▸ MATERIAL

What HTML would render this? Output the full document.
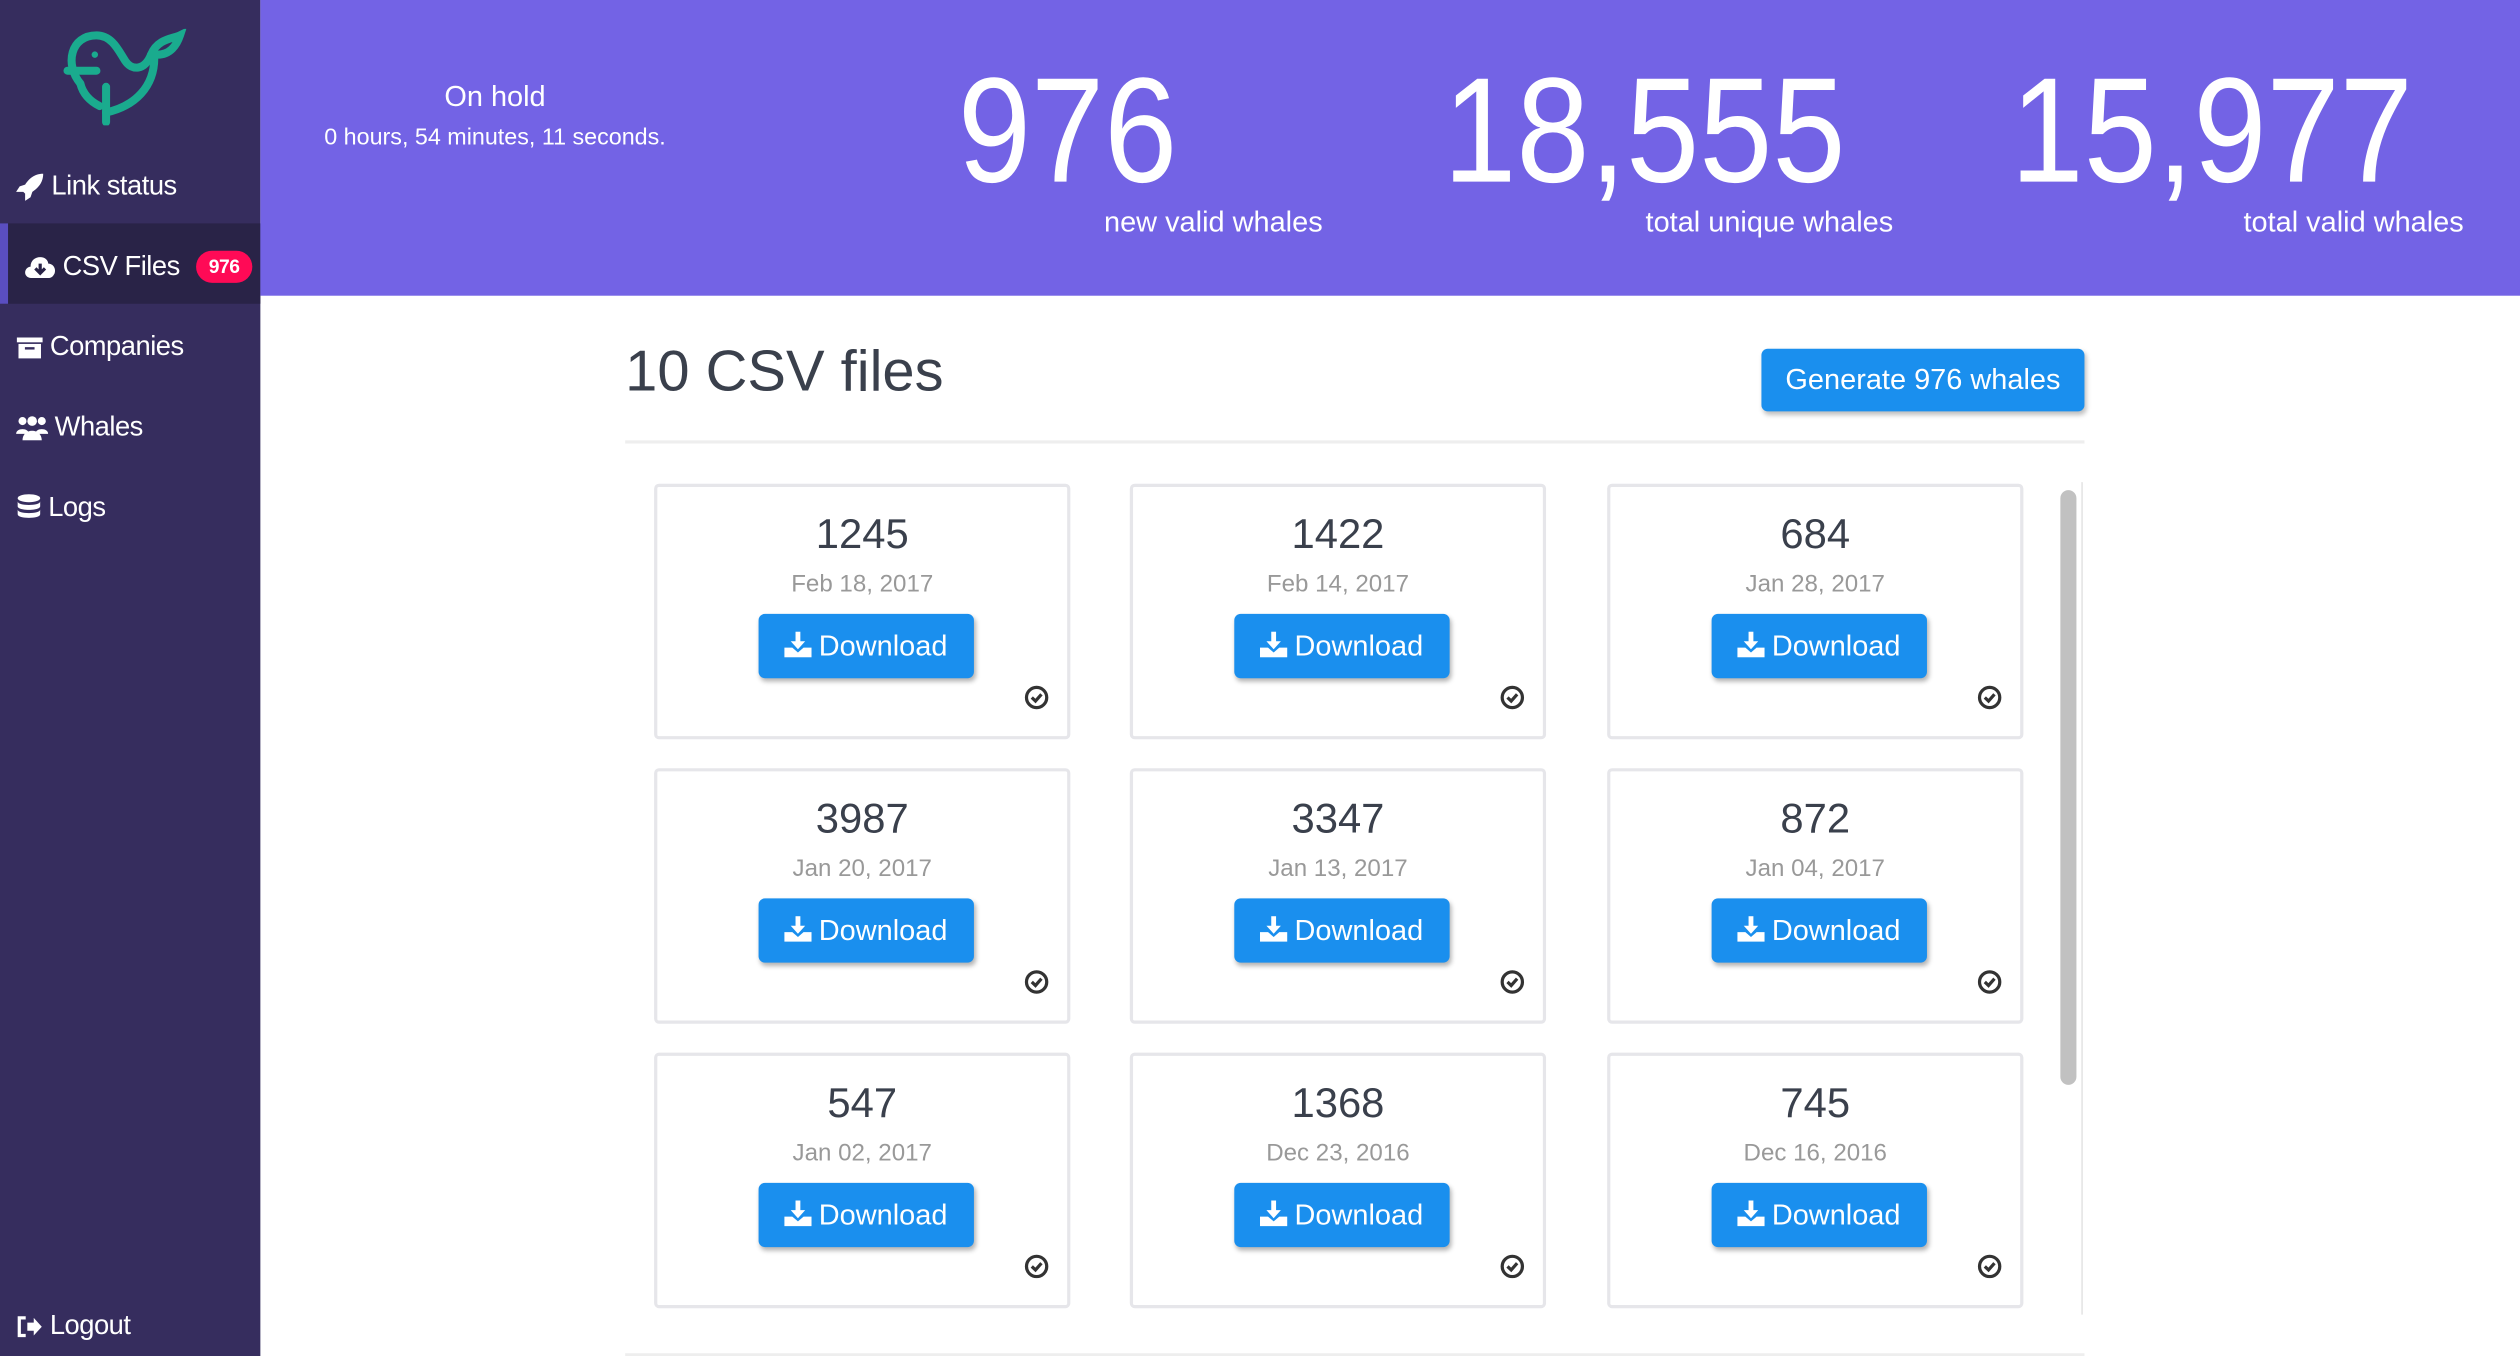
<!DOCTYPE html>
<html><head><meta charset="utf-8"><style>
*{margin:0;padding:0;box-sizing:border-box}
html,body{width:2520px;height:1356px;overflow:hidden;background:#fff}
#w{width:1568px;height:844px;transform:scale(1.60714);transform-origin:0 0;position:relative;font-family:"Liberation Sans",sans-serif}
.sb{position:absolute;left:0;top:0;width:162px;height:844px;background:#362d5e;color:#fff}
.it{position:absolute;left:10px;font-size:17px;font-weight:300;display:flex;align-items:center;gap:4px;letter-spacing:-0.3px}
.act{position:absolute;left:0;top:139px;width:162px;height:50px;background:#292347;border-left:5px solid #5a4ec0}
.badge{background:#ff0a56;border-radius:11px;font-size:12px;font-weight:bold;padding:3px 8px;margin-left:6px}
.hd{position:absolute;left:162px;top:0;width:1406px;height:184px;background:#7363e5;color:#fff}
.big{position:absolute;top:35px;font-size:93px;line-height:93px;font-weight:300;transform-origin:0 0;transform:scaleX(.88)}
.lbl{position:absolute;top:128px;font-size:18px;text-align:right}
h1{position:absolute;left:389px;top:210px;font-size:36px;font-weight:normal;color:#3a404c}
.gen{position:absolute;left:1096px;top:217px;width:201px;height:39px;background:#1a8fee;color:#fff;border-radius:4px;font-size:18px;text-align:center;line-height:39px;box-shadow:1px 2px 3px rgba(0,0,0,.25)}
.hr{position:absolute;left:389px;width:908px;height:2px;background:#eee}
.card{position:absolute;width:259px;height:159px;border:2px solid #e6e6ea;border-radius:3px;text-align:center}
.num{position:absolute;top:14px;width:100%;font-size:26px;color:#3a404c}
.dt{position:absolute;top:52px;width:100%;font-size:15px;color:#999}
.btn{position:absolute;left:63px;top:79px;width:134px;height:40px;background:#1a8fee;border-radius:4px;color:#fff;font-size:18px;line-height:40px;box-shadow:1px 2px 3px rgba(0,0,0,.3)}
.ck{position:absolute;left:228px;top:123px}
</style></head><body><div id="w">
<div class="sb">
<svg style="position:absolute;left:38px;top:18px" width="78" height="60" viewBox="0 0 78 60" fill="none" stroke="#1aab8e" stroke-width="5" stroke-linecap="round"><path d="M12 34 C2 22 6 4 22 4 C32 4 36 14 40 20 C44 26 52 26 56 16"/><path d="M56 16 C60 6 70 6 74 4 C72 10 68 16 60 16"/><path d="M58 18 C58 36 46 48 28 52"/><path d="M12 34 C14 42 20 46 24 48"/><path d="M28 36 L28 58"/><path d="M4 26 L22 26"/><circle cx="21" cy="16" r="2" fill="#1aab8e" stroke="none"/></svg>
<div class="it" style="top:106px"><svg width="18" height="18" viewBox="0 0 16 16"><path d="M15 1 C10 1 7 4 5 7 L2 8 0 11 4 11 5 12 5 16 8 14 9 11 C12 9 15 6 15 1Z" fill="#fff"/></svg>Link status</div>
<div class="act"></div>
<div class="it" style="top:156px;left:15px"><svg width="20" height="16" viewBox="0 0 20 16"><path d="M5 15 C1 15 0 12 1 10 C2 8 4 8 4 8 C4 4 7 2 10 2 C13 2 15 4 15 6 C18 6 20 9 19 12 C18 14 17 15 15 15Z" fill="#fff"/><path d="M10 6 V12 M7 9 L10 12 13 9" stroke="#292347" stroke-width="2" fill="none"/></svg>CSV Files<span class="badge">976</span></div>
<div class="it" style="top:206px"><svg width="17" height="16" viewBox="0 0 16 16"><rect x="0" y="2" width="16" height="3" fill="#fff"/><rect x="1" y="6" width="14" height="9" fill="#fff"/><rect x="5" y="8" width="6" height="1.5" fill="#362d5e"/></svg>Companies</div>
<div class="it" style="top:256px"><svg width="20" height="16" viewBox="0 0 20 16" fill="#fff"><circle cx="4" cy="4" r="2.5"/><circle cx="16" cy="4" r="2.5"/><circle cx="10" cy="4" r="3"/><path d="M0 12 C0 8 8 8 8 12Z M12 12 C12 8 20 8 20 12Z M4 16 C4 8 16 8 16 16Z"/></svg>Whales</div>
<div class="it" style="top:306px"><svg width="16" height="18" viewBox="0 0 16 18" fill="#fff"><ellipse cx="8" cy="3" rx="7" ry="2.5"/><path d="M1 5 C1 8 15 8 15 5 V8 C15 11 1 11 1 8Z M1 10 C1 13 15 13 15 10 V13 C15 16 1 16 1 13Z"/></svg>Logs</div>
<div class="it" style="top:815px"><svg width="17" height="15" viewBox="0 0 17 15"><path d="M6 2 H2 V13 H6" stroke="#fff" stroke-width="2" fill="none"/><path d="M7 5 H11 V2 L16 7.5 11 13 V10 H7Z" fill="#fff"/></svg>Logout</div>
</div>
<div class="hd">
<div style="position:absolute;left:0;width:292px;top:50px;text-align:center;font-size:18px">On hold</div>
<div style="position:absolute;left:0;width:292px;top:78px;text-align:center;font-size:14.5px">0 hours, 54 minutes, 11 seconds.</div>
<div class="big" style="left:434px">976</div>
<div class="big" style="left:736px">18,555</div>
<div class="big" style="left:1089px">15,977</div>
<div class="lbl" style="right:745px">new valid whales</div>
<div class="lbl" style="right:390px">total unique whales</div>
<div class="lbl" style="right:35px">total valid whales</div>
</div>
<h1>10 CSV files</h1>
<div class="gen">Generate 976 whales</div>
<div class="hr" style="top:274px"></div>
<div class="hr" style="top:842px"></div>
<div style="position:absolute;left:1295px;top:300px;width:1px;height:518px;background:#e5e5e5"></div>
<div style="position:absolute;left:1282px;top:305px;width:10px;height:370px;background:#c1c1c1;border-radius:5px"></div>
<div id="cards"></div>
</div>
<script>
var d=[["1245","Feb 18, 2017"],["1422","Feb 14, 2017"],["684","Jan 28, 2017"],["3987","Jan 20, 2017"],["3347","Jan 13, 2017"],["872","Jan 04, 2017"],["547","Jan 02, 2017"],["1368","Dec 23, 2016"],["745","Dec 16, 2016"]];
var xs=[407,703,1000],ys=[301,478,655],h="";
d.forEach(function(c,i){h+='<div class="card" style="left:'+xs[i%3]+'px;top:'+ys[Math.floor(i/3)]+'px"><div class="num">'+c[0]+'</div><div class="dt">'+c[1]+'</div><div class="btn"><svg width="17" height="16" viewBox="0 0 17 16" style="vertical-align:-1px;margin-right:4px"><path d="M7 0 H10 V6 H13 L8.5 11 4 6 H7Z" fill="#fff"/><path d="M0 10 H5 L8.5 13 12 10 H17 V16 H0Z" fill="#fff"/></svg>Download</div><svg class="ck" width="16" height="16" viewBox="0 0 16 16"><circle cx="8" cy="8" r="6.3" stroke="#333" stroke-width="2" fill="none"/><path d="M5 8 L7.3 10.2 11 6" stroke="#333" stroke-width="2" fill="none"/></svg></div>'});
document.getElementById("cards").innerHTML=h;
</script>
</body></html>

▸ PROBLEM DESCRIPTION
Leave out the pictures and retype every line above exactly.

▸ SOLUTION FOR THIS EXERCISE
What HTML would render this? Output the full document.
<!DOCTYPE html>
<html><head><meta charset="utf-8"><style>
*{margin:0;padding:0;box-sizing:border-box}
html,body{width:2520px;height:1356px;overflow:hidden;background:#fff}
#w{width:1568px;height:844px;transform:scale(1.60714);transform-origin:0 0;position:relative;font-family:"Liberation Sans",sans-serif}
.sb{position:absolute;left:0;top:0;width:162px;height:844px;background:#362d5e;color:#fff}
.it{position:absolute;left:10px;font-size:17px;font-weight:300;display:flex;align-items:center;gap:4px;letter-spacing:-0.3px}
.act{position:absolute;left:0;top:139px;width:162px;height:50px;background:#292347;border-left:5px solid #5a4ec0}
.badge{background:#ff0a56;border-radius:11px;font-size:12px;font-weight:bold;padding:3px 8px;margin-left:6px}
.hd{position:absolute;left:162px;top:0;width:1406px;height:184px;background:#7363e5;color:#fff}
.big{position:absolute;top:35px;font-size:93px;line-height:93px;font-weight:300;transform-origin:0 0;transform:scaleX(.88)}
.lbl{position:absolute;top:128px;font-size:18px;text-align:right}
h1{position:absolute;left:389px;top:210px;font-size:36px;font-weight:normal;color:#3a404c}
.gen{position:absolute;left:1096px;top:217px;width:201px;height:39px;background:#1a8fee;color:#fff;border-radius:4px;font-size:18px;text-align:center;line-height:39px;box-shadow:1px 2px 3px rgba(0,0,0,.25)}
.hr{position:absolute;left:389px;width:908px;height:2px;background:#eee}
.card{position:absolute;width:259px;height:159px;border:2px solid #e6e6ea;border-radius:3px;text-align:center}
.num{position:absolute;top:14px;width:100%;font-size:26px;color:#3a404c}
.dt{position:absolute;top:52px;width:100%;font-size:15px;color:#999}
.btn{position:absolute;left:63px;top:79px;width:134px;height:40px;background:#1a8fee;border-radius:4px;color:#fff;font-size:18px;line-height:40px;box-shadow:1px 2px 3px rgba(0,0,0,.3)}
.ck{position:absolute;left:228px;top:123px}
</style></head><body><div id="w">
<div class="sb">
<svg style="position:absolute;left:38px;top:18px" width="78" height="60" viewBox="0 0 78 60" fill="none" stroke="#1aab8e" stroke-width="5" stroke-linecap="round"><path d="M12 34 C2 22 6 4 22 4 C32 4 36 14 40 20 C44 26 52 26 56 16"/><path d="M56 16 C60 6 70 6 74 4 C72 10 68 16 60 16"/><path d="M58 18 C58 36 46 48 28 52"/><path d="M12 34 C14 42 20 46 24 48"/><path d="M28 36 L28 58"/><path d="M4 26 L22 26"/><circle cx="21" cy="16" r="2" fill="#1aab8e" stroke="none"/></svg>
<div class="it" style="top:106px"><svg width="18" height="18" viewBox="0 0 16 16"><path d="M15 1 C10 1 7 4 5 7 L2 8 0 11 4 11 5 12 5 16 8 14 9 11 C12 9 15 6 15 1Z" fill="#fff"/></svg>Link status</div>
<div class="act"></div>
<div class="it" style="top:156px;left:15px"><svg width="20" height="16" viewBox="0 0 20 16"><path d="M5 15 C1 15 0 12 1 10 C2 8 4 8 4 8 C4 4 7 2 10 2 C13 2 15 4 15 6 C18 6 20 9 19 12 C18 14 17 15 15 15Z" fill="#fff"/><path d="M10 6 V12 M7 9 L10 12 13 9" stroke="#292347" stroke-width="2" fill="none"/></svg>CSV Files<span class="badge">976</span></div>
<div class="it" style="top:206px"><svg width="17" height="16" viewBox="0 0 16 16"><rect x="0" y="2" width="16" height="3" fill="#fff"/><rect x="1" y="6" width="14" height="9" fill="#fff"/><rect x="5" y="8" width="6" height="1.5" fill="#362d5e"/></svg>Companies</div>
<div class="it" style="top:256px"><svg width="20" height="16" viewBox="0 0 20 16" fill="#fff"><circle cx="4" cy="4" r="2.5"/><circle cx="16" cy="4" r="2.5"/><circle cx="10" cy="4" r="3"/><path d="M0 12 C0 8 8 8 8 12Z M12 12 C12 8 20 8 20 12Z M4 16 C4 8 16 8 16 16Z"/></svg>Whales</div>
<div class="it" style="top:306px"><svg width="16" height="18" viewBox="0 0 16 18" fill="#fff"><ellipse cx="8" cy="3" rx="7" ry="2.5"/><path d="M1 5 C1 8 15 8 15 5 V8 C15 11 1 11 1 8Z M1 10 C1 13 15 13 15 10 V13 C15 16 1 16 1 13Z"/></svg>Logs</div>
<div class="it" style="top:815px"><svg width="17" height="15" viewBox="0 0 17 15"><path d="M6 2 H2 V13 H6" stroke="#fff" stroke-width="2" fill="none"/><path d="M7 5 H11 V2 L16 7.5 11 13 V10 H7Z" fill="#fff"/></svg>Logout</div>
</div>
<div class="hd">
<div style="position:absolute;left:0;width:292px;top:50px;text-align:center;font-size:18px">On hold</div>
<div style="position:absolute;left:0;width:292px;top:78px;text-align:center;font-size:14.5px">0 hours, 54 minutes, 11 seconds.</div>
<div class="big" style="left:434px">976</div>
<div class="big" style="left:736px">18,555</div>
<div class="big" style="left:1089px">15,977</div>
<div class="lbl" style="right:745px">new valid whales</div>
<div class="lbl" style="right:390px">total unique whales</div>
<div class="lbl" style="right:35px">total valid whales</div>
</div>
<h1>10 CSV files</h1>
<div class="gen">Generate 976 whales</div>
<div class="hr" style="top:274px"></div>
<div class="hr" style="top:842px"></div>
<div style="position:absolute;left:1295px;top:300px;width:1px;height:518px;background:#e5e5e5"></div>
<div style="position:absolute;left:1282px;top:305px;width:10px;height:370px;background:#c1c1c1;border-radius:5px"></div>
<div id="cards"></div>
</div>
<script>
var d=[["1245","Feb 18, 2017"],["1422","Feb 14, 2017"],["684","Jan 28, 2017"],["3987","Jan 20, 2017"],["3347","Jan 13, 2017"],["872","Jan 04, 2017"],["547","Jan 02, 2017"],["1368","Dec 23, 2016"],["745","Dec 16, 2016"]];
var xs=[407,703,1000],ys=[301,478,655],h="";
d.forEach(function(c,i){h+='<div class="card" style="left:'+xs[i%3]+'px;top:'+ys[Math.floor(i/3)]+'px"><div class="num">'+c[0]+'</div><div class="dt">'+c[1]+'</div><div class="btn"><svg width="17" height="16" viewBox="0 0 17 16" style="vertical-align:-1px;margin-right:4px"><path d="M7 0 H10 V6 H13 L8.5 11 4 6 H7Z" fill="#fff"/><path d="M0 10 H5 L8.5 13 12 10 H17 V16 H0Z" fill="#fff"/></svg>Download</div><svg class="ck" width="16" height="16" viewBox="0 0 16 16"><circle cx="8" cy="8" r="6.3" stroke="#333" stroke-width="2" fill="none"/><path d="M5 8 L7.3 10.2 11 6" stroke="#333" stroke-width="2" fill="none"/></svg></div>'});
document.getElementById("cards").innerHTML=h;
</script>
</body></html>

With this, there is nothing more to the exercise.